Galerius defeats Narseh the Sassanid Emperor/King of Kings

The first part of the wars between the Sassanids and Romans had ended in a hard fought Roman victory. From 230 in the reign of Ardashir to 298 in the reign of Narseh. These wars coincided with many of the political intrigues that saw so many Roman Emperors rising and falling one after another. The Sassanids on the other hand had seen their fair share of internal problems but remained consistently united.

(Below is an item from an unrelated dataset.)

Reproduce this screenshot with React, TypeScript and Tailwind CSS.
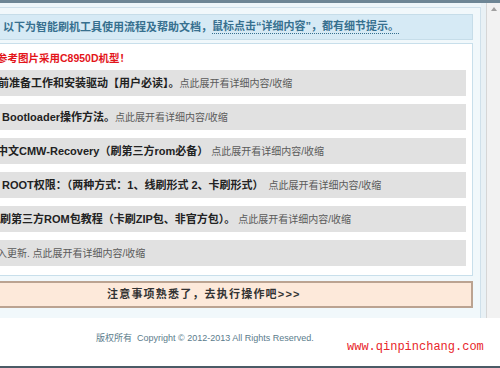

Both sides also faced external threats in the north of their realms. The Romans for their part faced many more however and this was a factor for why they were unable to bring their full force to bear. Though the Romans had been fighting the Arsacid Parthians since the days of the Republic and though this was a conflict with many of the same factors the Sassanids remained a constant threat and on the whole proved to be more capable than their Parthian predecessors. For example they had been more successful in capturing Roman cities than the Parthians had ever been.
The next phase of the war would see the same patterns but would see the Sassanids as having more consistency in their ability to remain on campaign, unlike early on where though largely successful under Ardashir and Shapur the Sassanids lost their momentum and were battered around after prolonged campaigning and the command of lesser leaders.